## Required work
For this exercise, repeat all of the material verbatim apart from its images.

:::::

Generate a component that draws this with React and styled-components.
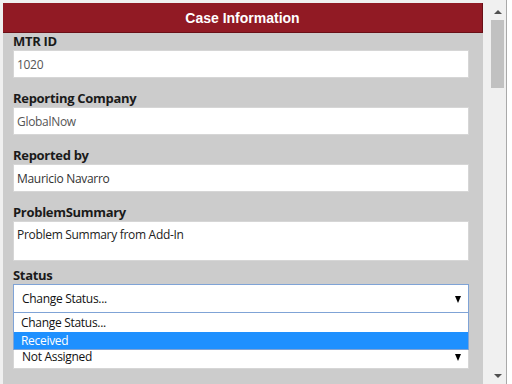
import React from "react";
import styled, { createGlobalStyle } from "styled-components";

const Global = createGlobalStyle`
  html, body { margin: 0; padding: 0; background: #ffffff; }
  body { width: 512px; height: 384px; overflow: hidden; }
  * { box-sizing: border-box; }
`;

const Frame = styled.div`
  width: 507px;
  height: 384px;
  background: #f0f0f0;
  border-right: 1px solid #a9a9a9;
  padding: 3px 0 0 3px;
  display: flex;
  overflow: hidden;
`;

const Panel = styled.div`
  width: 480px;
  background: #cccccc;
  display: flex;
  flex-direction: column;
`;

const Header = styled.div`
  height: 30px;
  background: #911a24;
  border-right: 1px solid #6a0f17;
  border-bottom: 1px solid #6a0f17;
  color: #ffffff;
  font: bold 14px "Liberation Sans", Arial, sans-serif;
  display: flex;
  align-items: center;
  justify-content: center;
`;

const Form = styled.div`
  padding: 0 14px 0 10px;
  display: flex;
  flex-direction: column;
`;

const Field = styled.div`
  display: flex;
  flex-direction: column;
  margin-top: ${(p) => p.$gap}px;
  position: relative;
  z-index: ${(p) => (p.$open ? 2 : 1)};
`;

const Label = styled.div`
  font: 700 13px "Open Sans", "Noto Sans", sans-serif;
  color: #1a1a1a;
  height: 17px;
  line-height: 17px;
  letter-spacing: -0.3px;
  visibility: ${(p) => (p.$covered ? "hidden" : "visible")};
`;

const Input = styled.div`
  height: ${(p) => p.$h || 28}px;
  background: #ffffff;
  border: 1px solid #d6d6d6;
  padding: ${(p) => (p.$area ? "4px 3px" : "0 3px")};
  display: flex;
  align-items: ${(p) => (p.$area ? "flex-start" : "center")};
  font: 12px "Open Sans", "Noto Sans", sans-serif;
  letter-spacing: -0.3px;
  color: ${(p) => p.$color || "#555"};
`;

const Select = styled.div`
  height: 29px;
  background: #ffffff;
  border: 1px solid ${(p) => (p.$focus ? "#7fa3d6" : "#d6d6d6")};
  padding: ${(p) => (p.$low ? "4px 7px 0 8px" : "0 7px 0 8px")};
  display: flex;
  align-items: center;
  justify-content: space-between;
  font: 12px/14px "Open Sans", "Noto Sans", sans-serif;
  letter-spacing: -0.3px;
  color: #111;
`;

const Arrow = styled.span`
  width: 0;
  height: 0;
  border-left: 3.5px solid transparent;
  border-right: 3.5px solid transparent;
  border-top: 7px solid #000;
  margin-top: 1px;
`;

const List = styled.div`
  position: absolute;
  left: 0;
  right: 0;
  top: 46px;
  background: #ffffff;
  border: 1px solid #7fa3d6;
  border-top: none;
  font: 12px "Open Sans", "Noto Sans", sans-serif;
  letter-spacing: -0.3px;
`;

const Option = styled.div`
  height: ${(p) => p.$h}px;
  line-height: ${(p) => p.$h}px;
  padding-left: 7px;
  background: ${(p) => (p.$active ? "#1e90ff" : "#ffffff")};
  color: ${(p) => (p.$active ? "#ffffff" : "#111")};
`;

const ScrollCol = styled.div`
  width: 23px;
  padding-left: 6px;
  display: flex;
`;

const Scrollbar = styled.div`
  width: 17px;
  height: 381px;
  display: flex;
  flex-direction: column;
  align-items: center;
`;

const ArrowBtn = styled.div`
  height: 17px;
  width: 17px;
  display: flex;
  align-items: center;
  justify-content: center;
`;

const ArrowUp = styled.span`
  border-left: 4px solid transparent;
  border-right: 4px solid transparent;
  border-bottom: 4px solid #505050;
`;

const ArrowDown = styled.span`
  border-left: 4px solid transparent;
  border-right: 4px solid transparent;
  border-top: 4px solid #505050;
`;

const Track = styled.div`
  flex: 1;
  width: 17px;
  padding: 0 2px;
`;

const Thumb = styled.div`
  height: 68px;
  background: #c1c1c1;
`;

export default function App() {
  return (
    <>
      <Global />
      <Frame>
        <Panel>
          <Header>Case Information</Header>
          <Form>
            <Field $gap={0}>
              <Label>MTR ID</Label>
              <Input>1020</Input>
            </Field>
            <Field $gap={12}>
              <Label>Reporting Company</Label>
              <Input>GlobalNow</Input>
            </Field>
            <Field $gap={12}>
              <Label>Reported by</Label>
              <Input $color="#333">Mauricio Navarro</Input>
            </Field>
            <Field $gap={12}>
              <Label>ProblemSummary</Label>
              <Input $area $h={40} $color="#222">Problem Summary from Add-In</Input>
            </Field>
            <Field $gap={6} $open>
              <Label>Status</Label>
              <Select $focus>
                <span>Change Status...</span>
                <Arrow />
              </Select>
              <List>
                <Option $h={19}>Change Status...</Option>
                <Option $h={17} $active>Received</Option>
              </List>
            </Field>
            <Field $gap={10}>
              <Label $covered>Assigned To</Label>
              <Select $low>
                <span>Not Assigned</span>
                <Arrow />
              </Select>
            </Field>
          </Form>
        </Panel>
        <ScrollCol>
          <Scrollbar>
            <ArrowBtn><ArrowUp /></ArrowBtn>
            <Track><Thumb /></Track>
            <ArrowBtn><ArrowDown /></ArrowBtn>
          </Scrollbar>
        </ScrollCol>
      </Frame>
    </>
  );
}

:::::

## Result for this task
Generate a component that draws this with React and styled-components.
import React from "react";
import styled, { createGlobalStyle } from "styled-components";

const Global = createGlobalStyle`
  html, body { margin: 0; padding: 0; background: #ffffff; }
  body { width: 512px; height: 384px; overflow: hidden; }
  * { box-sizing: border-box; }
`;

const Frame = styled.div`
  width: 507px;
  height: 384px;
  background: #f0f0f0;
  border-right: 1px solid #a9a9a9;
  padding: 3px 0 0 3px;
  display: flex;
  overflow: hidden;
`;

const Panel = styled.div`
  width: 480px;
  background: #cccccc;
  display: flex;
  flex-direction: column;
`;

const Header = styled.div`
  height: 30px;
  background: #911a24;
  border-right: 1px solid #6a0f17;
  border-bottom: 1px solid #6a0f17;
  color: #ffffff;
  font: bold 14px "Liberation Sans", Arial, sans-serif;
  display: flex;
  align-items: center;
  justify-content: center;
`;

const Form = styled.div`
  padding: 0 14px 0 10px;
  display: flex;
  flex-direction: column;
`;

const Field = styled.div`
  display: flex;
  flex-direction: column;
  margin-top: ${(p) => p.$gap}px;
  position: relative;
  z-index: ${(p) => (p.$open ? 2 : 1)};
`;

const Label = styled.div`
  font: 700 13px "Open Sans", "Noto Sans", sans-serif;
  color: #1a1a1a;
  height: 17px;
  line-height: 17px;
  letter-spacing: -0.3px;
  visibility: ${(p) => (p.$covered ? "hidden" : "visible")};
`;

const Input = styled.div`
  height: ${(p) => p.$h || 28}px;
  background: #ffffff;
  border: 1px solid #d6d6d6;
  padding: ${(p) => (p.$area ? "4px 3px" : "0 3px")};
  display: flex;
  align-items: ${(p) => (p.$area ? "flex-start" : "center")};
  font: 12px "Open Sans", "Noto Sans", sans-serif;
  letter-spacing: -0.3px;
  color: ${(p) => p.$color || "#555"};
`;

const Select = styled.div`
  height: 29px;
  background: #ffffff;
  border: 1px solid ${(p) => (p.$focus ? "#7fa3d6" : "#d6d6d6")};
  padding: ${(p) => (p.$low ? "4px 7px 0 8px" : "0 7px 0 8px")};
  display: flex;
  align-items: center;
  justify-content: space-between;
  font: 12px/14px "Open Sans", "Noto Sans", sans-serif;
  letter-spacing: -0.3px;
  color: #111;
`;

const Arrow = styled.span`
  width: 0;
  height: 0;
  border-left: 3.5px solid transparent;
  border-right: 3.5px solid transparent;
  border-top: 7px solid #000;
  margin-top: 1px;
`;

const List = styled.div`
  position: absolute;
  left: 0;
  right: 0;
  top: 46px;
  background: #ffffff;
  border: 1px solid #7fa3d6;
  border-top: none;
  font: 12px "Open Sans", "Noto Sans", sans-serif;
  letter-spacing: -0.3px;
`;

const Option = styled.div`
  height: ${(p) => p.$h}px;
  line-height: ${(p) => p.$h}px;
  padding-left: 7px;
  background: ${(p) => (p.$active ? "#1e90ff" : "#ffffff")};
  color: ${(p) => (p.$active ? "#ffffff" : "#111")};
`;

const ScrollCol = styled.div`
  width: 23px;
  padding-left: 6px;
  display: flex;
`;

const Scrollbar = styled.div`
  width: 17px;
  height: 381px;
  display: flex;
  flex-direction: column;
  align-items: center;
`;

const ArrowBtn = styled.div`
  height: 17px;
  width: 17px;
  display: flex;
  align-items: center;
  justify-content: center;
`;

const ArrowUp = styled.span`
  border-left: 4px solid transparent;
  border-right: 4px solid transparent;
  border-bottom: 4px solid #505050;
`;

const ArrowDown = styled.span`
  border-left: 4px solid transparent;
  border-right: 4px solid transparent;
  border-top: 4px solid #505050;
`;

const Track = styled.div`
  flex: 1;
  width: 17px;
  padding: 0 2px;
`;

const Thumb = styled.div`
  height: 68px;
  background: #c1c1c1;
`;

export default function App() {
  return (
    <>
      <Global />
      <Frame>
        <Panel>
          <Header>Case Information</Header>
          <Form>
            <Field $gap={0}>
              <Label>MTR ID</Label>
              <Input>1020</Input>
            </Field>
            <Field $gap={12}>
              <Label>Reporting Company</Label>
              <Input>GlobalNow</Input>
            </Field>
            <Field $gap={12}>
              <Label>Reported by</Label>
              <Input $color="#333">Mauricio Navarro</Input>
            </Field>
            <Field $gap={12}>
              <Label>ProblemSummary</Label>
              <Input $area $h={40} $color="#222">Problem Summary from Add-In</Input>
            </Field>
            <Field $gap={6} $open>
              <Label>Status</Label>
              <Select $focus>
                <span>Change Status...</span>
                <Arrow />
              </Select>
              <List>
                <Option $h={19}>Change Status...</Option>
                <Option $h={17} $active>Received</Option>
              </List>
            </Field>
            <Field $gap={10}>
              <Label $covered>Assigned To</Label>
              <Select $low>
                <span>Not Assigned</span>
                <Arrow />
              </Select>
            </Field>
          </Form>
        </Panel>
        <ScrollCol>
          <Scrollbar>
            <ArrowBtn><ArrowUp /></ArrowBtn>
            <Track><Thumb /></Track>
            <ArrowBtn><ArrowDown /></ArrowBtn>
          </Scrollbar>
        </ScrollCol>
      </Frame>
    </>
  );
}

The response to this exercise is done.